48 – Entre a esfera pública e a esfera privada: alguma função social nas ruas.

Enquanto espaços públicos, ruas não se prestam unicamente à utilidade viária, ou seja, aos deslocamentos de pedestres e veículos. As ruas podem comportar formas incontroversas de mercado, se equiparando a praças e sendo “ruas de barracas”, “ruas de feiras”.

Hertzberger (1991, p. 14) identifica a ocorrência de demarcações territoriais através de sequências de gradações distintas de acessos a espaços arquitetônicos.
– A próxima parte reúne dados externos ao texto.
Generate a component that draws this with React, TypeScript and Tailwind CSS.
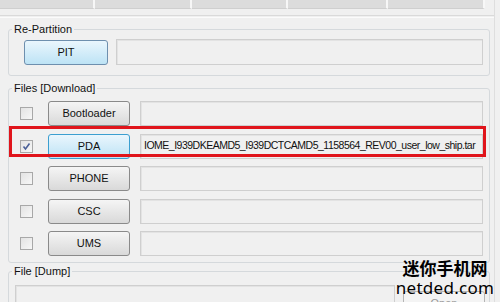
import React from "react";

const font = { fontFamily: '"Liberation Sans", Arial, sans-serif' };

function WinButton({ label, active, className = "" }: { label: string; active?: boolean; className?: string }) {
  return (
    <div
      className={
        "shrink-0 flex items-center justify-center rounded-[3px] border text-[11px] text-[#111] " +
        (active
          ? "border-[#3c9fd0] bg-gradient-to-b from-[#eaf6fd] to-[#bde3f5] "
          : "border-[#8a8a8a] bg-gradient-to-b from-[#f5f5f5] to-[#d9d9d9] ") +
        className
      }
    >
      {label}
    </div>
  );
}

function Field({ text, className = "" }: { text?: string; className?: string }) {
  return (
    <div
      className={
        "flex-1 min-w-0 flex items-center border border-[#cfcfcf] bg-[#f0f0f0] shadow-[inset_1px_1px_0_#e3e3e3] px-[3px] text-[10.5px] tracking-[-0.5px] text-[#111] whitespace-nowrap overflow-hidden " +
        className
      }
    >
      {text}
    </div>
  );
}

function CheckBox({ checked }: { checked?: boolean }) {
  return (
    <div className="shrink-0 w-[13px] h-[13px] border border-[#a8a8a8] bg-gradient-to-br from-[#e3e3e3] to-[#f7f7f7] flex items-center justify-center">
      {checked && (
        <svg width="9" height="9" viewBox="0 0 9 9">
          <path d="M1.5 4.5 L3.5 7 L7.5 1.5" fill="none" stroke="#4a5f97" strokeWidth="1.6" />
        </svg>
      )}
    </div>
  );
}

function Group({ title, className = "", children }: { title: string; className?: string; children?: React.ReactNode }) {
  return (
    <fieldset className={"border border-[#d5d9dc] rounded-[3px] mx-[8px] w-[482px] min-w-0 " + className}>
      <legend className="ml-[3px] px-[2px] text-[11px] leading-[13px] text-[#111]">{title}</legend>
      {children}
    </fieldset>
  );
}

export default function App() {
  const rows = [
    { label: "Bootloader" },
    { label: "PDA", checked: true, active: true, text: "IOME_I939DKEAMD5_I939DCTCAMD5_1158564_REV00_user_low_ship.tar" },
    { label: "PHONE" },
    { label: "CSC" },
    { label: "UMS" },
  ];

  return (
    <div className="relative w-[500px] h-[302px] overflow-hidden bg-[#f0f0f0]" style={font}>
      <div className="w-[495px] h-full border-r border-[#dedede]">
        {/* top tab strip */}
        <div className="flex h-[9px]">
          {[95, 97, 96, 100, 97].map((w, i) => (
            <div key={i} style={{ width: w }} className="h-full bg-[#dcdcdc] border-r-2 border-b border-r-[#f7f7f7] border-b-[#cfcfcf]" />
          ))}
        </div>
        <div className="h-[6px]" />
        <div className="h-[3px] border-t border-b border-t-[#dadada] border-b-[#fbfbfb]" />
        <div className="h-[5px]" />

        <Group title="Re-Partition" className="h-[53px]">
          <div className="flex items-start gap-[8px] pl-[15px] pr-[6px] pt-[3px]">
            <WinButton label="PIT" active className="w-[84px] h-[25px] mt-[1px] border-[#6e8fae]" />
            <Field className="h-[26px]" />
          </div>
        </Group>

        <div className="h-[6px]" />

        <Group title="Files [Download]" className="h-[181px]">
          <div className="flex flex-col gap-[7.5px] pt-[6px]">
            {rows.map((r) => (
              <div key={r.label} className="flex items-center h-[25px] pl-[11px] pr-[6px]">
                <CheckBox checked={r.checked} />
                <div className="w-[15px] shrink-0" />
                <WinButton label={r.label} active={r.active} className="w-[82px] h-[25px]" />
                <div className="w-[10px] shrink-0" />
                <Field text={r.text} className="h-[25px]" />
              </div>
            ))}
          </div>
        </Group>

        <div className="h-[2px]" />

        <Group title="File [Dump]" className="h-[60px]">
          <div className="flex items-start gap-[8px] pl-[6px] pr-[4px] pt-[7px]">
            <Field className="h-[30px]" />
            <div className="shrink-0 w-[82px] h-[25px] mt-[6px] flex items-center justify-center rounded-[3px] border border-[#b5b5b5] bg-[#f4f4f4] text-[11px] text-[#9a9a9a]">
              Open
            </div>
          </div>
        </Group>
      </div>

      {/* red highlight */}
      <div className="absolute left-[9px] top-[126px] w-[477px] h-[31px] border-[3px] border-[#e0141b]" />

      {/* watermark */}
      <div className="absolute left-[400px] top-[257px] w-[90px] flex flex-col items-center leading-none text-black">
        <span className="text-[17px] font-bold leading-[22px]" style={{ fontFamily: '"Noto Sans CJK SC", sans-serif' }}>
          迷你手机网
        </span>
        <span className="text-[17px] leading-[18px] tracking-[0.3px]" style={{ fontFamily: '"Noto Sans", "Open Sans", sans-serif' }}>
          netded.com
        </span>
      </div>
    </div>
  );
}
Ressaltando que são inadequados os termos “público” e “privado”, visto que há zonas intermediárias em que há “áreas chamadas semiprivadas ou semipúblicas”, esse autor observa em cidades do sul da Europa a aceitação coletiva de apropriações privadas específicas de partes das ruas (HERTZBERGER, 1991, p.16). Notadamente, esse autor se refere a essa aceitação como “uma expressão coletiva de simpatia” (ibidem).

Em relação às interações entre o planejamento arquitetônico e o espaço público, Hertzberger (1991, p. 17) observa que a presença recorrente de pessoas em espaços públicos, usando-os sob viés circunstancialmente privado, reforça a percepção de terceiros acerca da finalidade circunstancial e faticamente específica de partes desses espaços. Para esse autor, “o caráter de cada área dependerá em grande parte de quem determina o guarnecimento e o ordenamento do espaço, de quem está encarregado, de quem zela e de quem é ou se sente responsável por ele” (HERTZBERGER, 1991, p. 22).
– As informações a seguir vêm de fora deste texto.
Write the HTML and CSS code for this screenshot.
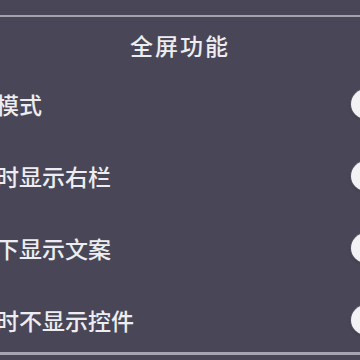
FILE: index.html
```html
<!DOCTYPE html>
<html lang="zh-CN">
<head>
    <meta charset="UTF-8">
    <meta name="viewport" content="width=device-width, initial-scale=1.0">
    <title>全屏功能</title>
    <link rel="stylesheet" href="styles.css">
</head>
<body>
    <div class="sheet">
        <div class="panel">
            <h2 class="panel-title">全屏功能</h2>
            <ul class="option-list">
                <li class="option">
                    <span class="option-label">模式</span>
                    <span class="switch"><span class="knob"></span></span>
                </li>
                <li class="option">
                    <span class="option-label">时显示右栏</span>
                    <span class="switch"><span class="knob"></span></span>
                </li>
                <li class="option">
                    <span class="option-label">下显示文案</span>
                    <span class="switch"><span class="knob"></span></span>
                </li>
                <li class="option">
                    <span class="option-label">时不显示控件</span>
                    <span class="switch"><span class="knob"></span></span>
                </li>
            </ul>
        </div>
    </div>
</body>
</html>
```

FILE: styles.css
```css
body {
    margin: 0;
    width: 360px;
    height: 360px;
    overflow: hidden;
    background-color: #494757;
    font-family: 'Noto Sans CJK SC', 'Noto Sans', sans-serif;
    color: #ededf1;
}

.sheet {
    padding-top: 15px;
    width: 480px;
    margin-left: -60px;
}

.panel {
    border-top: 2px solid #a3a1ad;
    border-bottom: 3px solid #a6a4b0;
}

.panel-title {
    margin: 0;
    text-align: center;
    font-size: 23px;
    font-weight: 500;
    letter-spacing: 2px;
    line-height: 56px;
}

.option-list {
    list-style: none;
    margin: 0;
    padding: 1px 18px 2px 56px;
    display: flex;
    flex-direction: column;
    gap: 12px;
}

.option {
    height: 60px;
    display: flex;
    align-items: center;
    justify-content: space-between;
}

.option-label {
    font-size: 23px;
    font-weight: 500;
    line-height: 1;
}

/* Switches are off: the knob sits at the left end */
.switch {
    width: 52px;
    height: 32px;
    border-radius: 16px;
    background-color: #5e5c6b;
    display: flex;
    align-items: center;
    padding: 1px;
    box-sizing: border-box;
}

.knob {
    width: 30px;
    height: 30px;
    border-radius: 50%;
    background-color: #f2f2f4;
    box-shadow: 0 1px 3px rgba(0, 0, 0, 0.3);
}
```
Além das socializações decorrentes das formas incontroversas de mercado, as ruas dão suporte a socializações e a vivências relacionadas ao lazer e ao entretenimento simples. Em pequenas cidades do estado de Minas Gerais, no Brasil, é possível encontrar bancos informais dispostos sobre parte das calçadas. Tocos de madeira, pedregulhos, tábuas assentadas sobre pedras e/ou tijolos empilhados são exemplos. Não raro, esses bancos são materializados pelos moradores das casas próximas, havendo percepções de que, embora em espaços públicos, a utilização desses bancos cabe preferencialmente a esses moradores. A compreensão desse lazer e desse entretenimento chega a seguir racionalizações bem-humoradas, pois há moradores que expõem, dentre as justificativas para se assentarem nesses bancos, falas como: “eu sento aqui para ver o movimento da rua”; “eu sento para ver o tempo passar”.
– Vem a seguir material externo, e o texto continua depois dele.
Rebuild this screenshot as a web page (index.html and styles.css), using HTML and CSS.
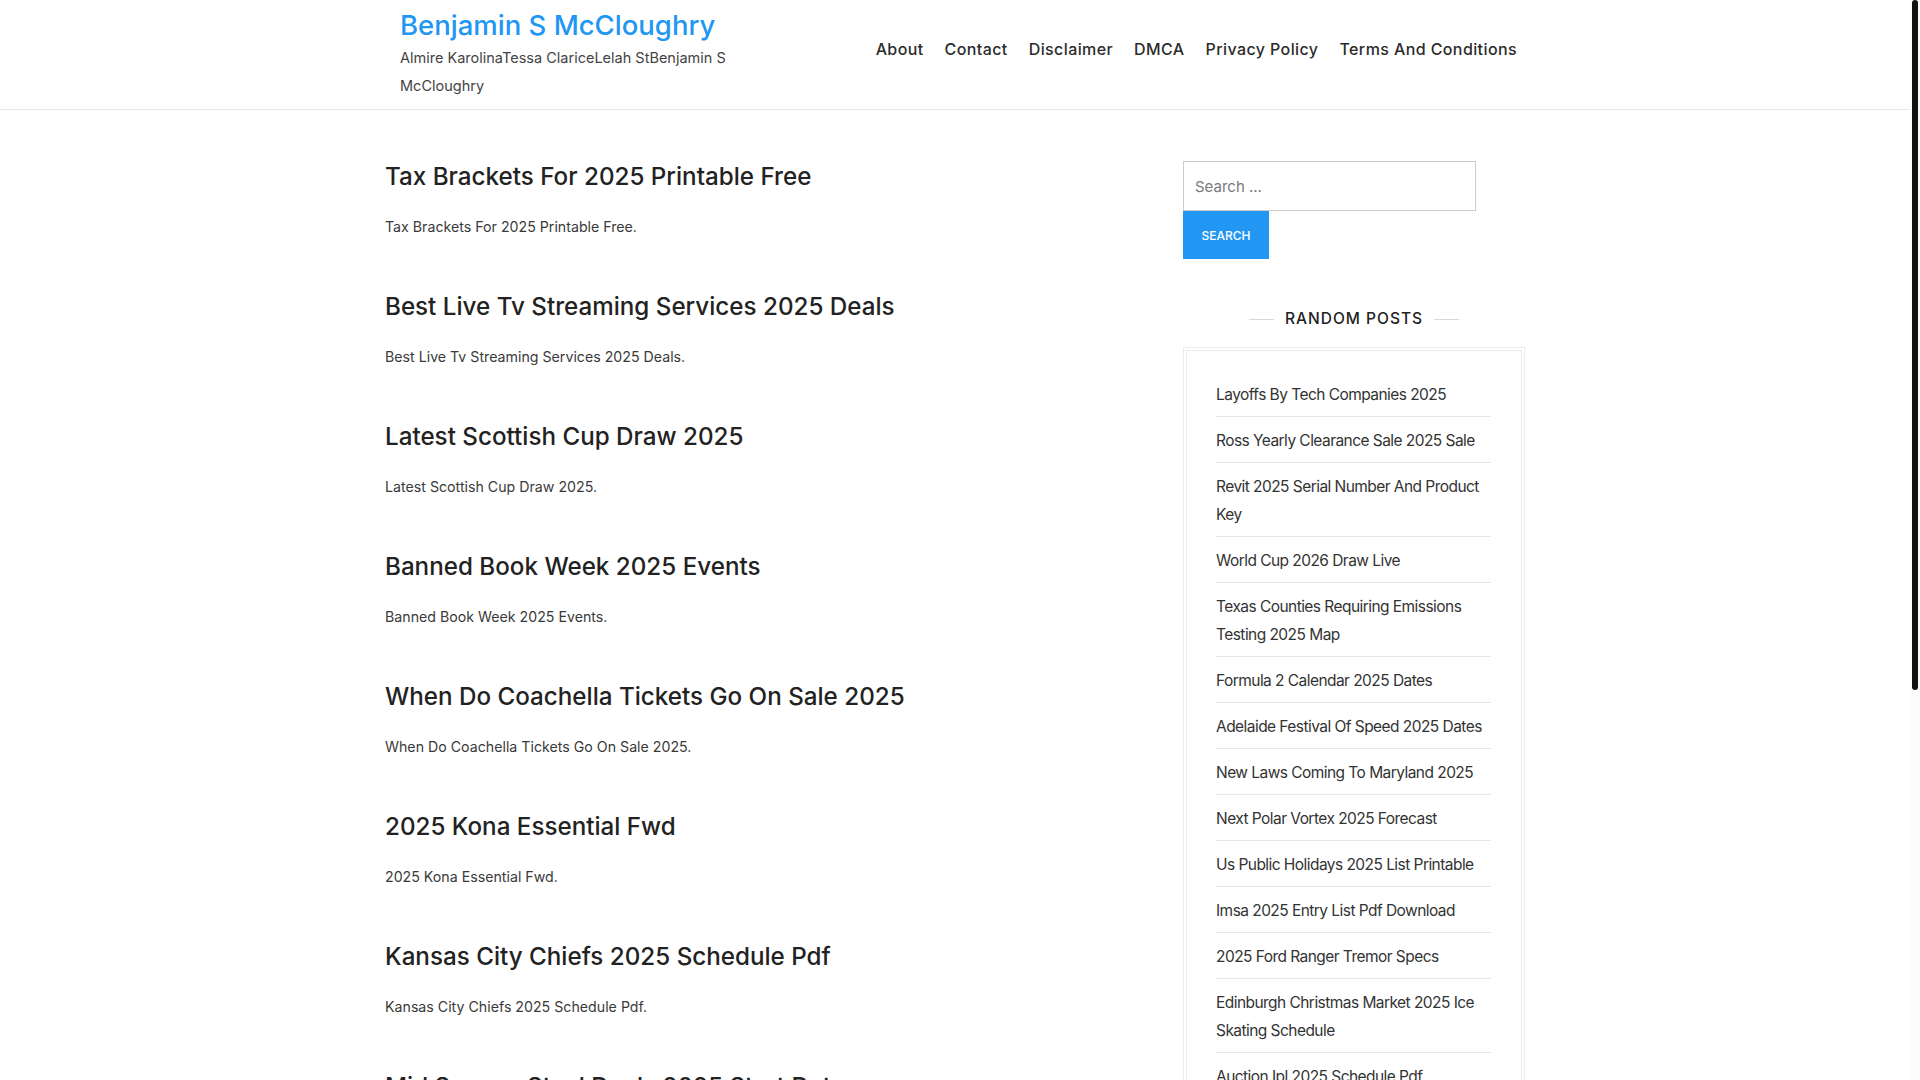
FILE: index.html
```html
<!DOCTYPE html>
<html lang="en">
<head>
<meta charset="utf-8">
<title>Benjamin S McCloughry</title>
<link rel="stylesheet" href="styles.css">
</head>
<body>
<div class="site">
  <header class="site-header">
    <div class="container header-inner">
      <div class="branding">
        <a class="site-title" href="#">Benjamin S McCloughry</a>
        <p class="site-desc">Almire KarolinaTessa ClariceLelah StBenjamin S McCloughry</p>
      </div>
      <nav class="main-nav">
        <a href="#">About</a>
        <a href="#">Contact</a>
        <a href="#">Disclaimer</a>
        <a href="#">DMCA</a>
        <a href="#">Privacy Policy</a>
        <a href="#">Terms And Conditions</a>
      </nav>
    </div>
  </header>

  <div class="container site-content">
    <main class="posts">
      <article class="post">
        <h2 class="post-title">Tax Brackets For 2025 Printable Free</h2>
        <p class="post-excerpt">Tax Brackets For 2025 Printable Free.</p>
      </article>
      <article class="post">
        <h2 class="post-title">Best Live Tv Streaming Services 2025 Deals</h2>
        <p class="post-excerpt">Best Live Tv Streaming Services 2025 Deals.</p>
      </article>
      <article class="post">
        <h2 class="post-title">Latest Scottish Cup Draw 2025</h2>
        <p class="post-excerpt">Latest Scottish Cup Draw 2025.</p>
      </article>
      <article class="post">
        <h2 class="post-title">Banned Book Week 2025 Events</h2>
        <p class="post-excerpt">Banned Book Week 2025 Events.</p>
      </article>
      <article class="post">
        <h2 class="post-title">When Do Coachella Tickets Go On Sale 2025</h2>
        <p class="post-excerpt">When Do Coachella Tickets Go On Sale 2025.</p>
      </article>
      <article class="post">
        <h2 class="post-title">2025 Kona Essential Fwd</h2>
        <p class="post-excerpt">2025 Kona Essential Fwd.</p>
      </article>
      <article class="post">
        <h2 class="post-title">Kansas City Chiefs 2025 Schedule Pdf</h2>
        <p class="post-excerpt">Kansas City Chiefs 2025 Schedule Pdf.</p>
      </article>
      <article class="post">
        <h2 class="post-title">Mid Season Steal Deals 2025 Start Date</h2>
        <p class="post-excerpt">Mid Season Steal Deals 2025 Start Date.</p>
      </article>
    </main>

    <aside class="sidebar">
      <form class="search-form">
        <input class="search-field" type="search" placeholder="Search …">
        <button class="search-submit" type="button">Search</button>
      </form>

      <section class="widget">
        <h3 class="widget-title"><span>Random Posts</span></h3>
        <div class="widget-frame">
          <ul class="widget-list">
            <li><a href="#">Layoffs By Tech Companies 2025</a></li>
            <li><a href="#">Ross Yearly Clearance Sale 2025 Sale</a></li>
            <li><a href="#">Revit 2025 Serial Number And Product Key</a></li>
            <li><a href="#">World Cup 2026 Draw Live</a></li>
            <li><a href="#">Texas Counties Requiring Emissions Testing 2025 Map</a></li>
            <li><a href="#">Formula 2 Calendar 2025 Dates</a></li>
            <li><a href="#">Adelaide Festival Of Speed 2025 Dates</a></li>
            <li><a href="#">New Laws Coming To Maryland 2025</a></li>
            <li><a href="#">Next Polar Vortex 2025 Forecast</a></li>
            <li><a href="#">Us Public Holidays 2025 List Printable</a></li>
            <li><a href="#">Imsa 2025 Entry List Pdf Download</a></li>
            <li><a href="#">2025 Ford Ranger Tremor Specs</a></li>
            <li><a href="#">Edinburgh Christmas Market 2025 Ice Skating Schedule</a></li>
            <li><a href="#">Auction Ipl 2025 Schedule Pdf</a></li>
          </ul>
        </div>
      </section>
    </aside>
  </div>
</div>
<div class="scrollbar" aria-hidden="true"><div class="scrollbar-thumb"></div></div>
</body>
</html>
```

FILE: styles.css
```css
* {
  box-sizing: border-box;
}

html {
  overflow: hidden;
}

body {
  margin: 0 10px 0 0;
  background: #fff;
  color: #3a3a3a;
  font-family: Inter, "Open Sans", sans-serif;
}

a {
  text-decoration: none;
  color: inherit;
}

/* Custom scrollbar drawn over the page edge */
.scrollbar {
  position: fixed;
  top: 0;
  right: 0;
  width: 10px;
  height: 100vh;
  background: #fbfbfb;
}

.scrollbar-thumb {
  margin: 0 2px;
  height: 690px;
  background: #111;
  border-radius: 3px;
}

.site {
  min-height: 1695px;
}

.container {
  width: 1140px;
  margin: 0 auto;
}

/* Header */
.site-header {
  border-bottom: 1px solid #e6e6e6;
  height: 110px;
}

.header-inner {
  display: flex;
  justify-content: space-between;
  align-items: flex-start;
  padding: 0 8px 0 15px;
}

.branding {
  width: 350px;
  padding-top: 8px;
}

.site-title {
  display: block;
  color: #2196f3;
  font-size: 27.5px;
  font-weight: 500;
  line-height: 34px;
}

.site-desc {
  margin: 2px 0 0;
  font-size: 14.5px;
  line-height: 28px;
  color: #444;
}

.main-nav {
  display: flex;
  gap: 21px;
  margin-top: 37px;
}

.main-nav a {
  font-size: 16px;
  line-height: 24px;
  font-weight: 500;
  letter-spacing: 0.4px;
  color: #2b2b2b;
}

/* Content */
.site-content {
  display: grid;
  grid-template-columns: 1fr 342px;
  column-gap: 56px;
  padding-top: 51px;
}

.post {
  margin-bottom: 51px;
}

.post-title {
  margin: 0 0 22px;
  font-size: 24.2px;
  line-height: 31px;
  font-weight: 500;
  color: #222;
}

.post-excerpt {
  margin: 0;
  font-size: 14.2px;
  line-height: 26px;
  color: #3a3a3a;
}

/* Sidebar */
.sidebar {
  padding-top: 0;
}

.search-form {
  display: flex;
  flex-direction: column;
  align-items: flex-start;
}

.search-field {
  width: 293px;
  height: 50px;
  border: 1px solid #cccccc;
  padding: 0 11px;
  font-family: inherit;
  font-size: 15px;
  color: #666;
  outline: none;
}

.search-field::placeholder {
  color: #7a7a7a;
}

.search-submit {
  width: 86px;
  height: 48px;
  border: 0;
  background: #2196f3;
  color: #fff;
  font-family: inherit;
  font-size: 12px;
  font-weight: 500;
  text-transform: uppercase;
  padding: 0;
}

.widget {
  margin-top: 48px;
}

.widget-title {
  margin: 0 0 16px;
  display: flex;
  align-items: center;
  justify-content: center;
  gap: 11px;
  font-size: 15.5px;
  line-height: 24px;
  font-weight: 500;
  letter-spacing: 1px;
  text-transform: uppercase;
  color: #222;
}

.widget-title::before,
.widget-title::after {
  content: "";
  width: 25px;
  height: 1px;
  background: #d9d9d9;
}

.widget-frame {
  border: 1px solid #ececec;
  padding: 2px;
}

.widget-list {
  list-style: none;
  margin: 0;
  border: 1px solid #ececec;
  padding: 20px 30px 0 29px;
}

.widget-list li {
  padding: 10px 0 7px;
  border-bottom: 1px solid #e6e6e6;
  font-size: 15.5px;
  line-height: 28px;
  letter-spacing: -0.55px;
  color: #333;
}
```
Ruas não se limitam a serem espaços para trânsito e passagem. Ruas podem abranger lugares onde pessoas se reúnem, caracterizando espaços amistosos aos pedestres, ciclistas e afins. Além da função utilitária, as ruas dão suporte a alguma função social. Entre a esfera pública e a esfera privada, pode haver nuances “semiprivadas ou semipúblicas”, temporárias, sazonais, improvisadas, informais, mas efetivamente reais.

 

Referência bibliográfica:

HERTZBERGER, H.. Lições de Arquitetura. 1. ed. 1991. Trad. Eduardo Lima Machado. 3. ed. São Paulo, SP: Martins Fontes, 2015. 272 p. Título original em inglês: Lessons for Students in Architecture.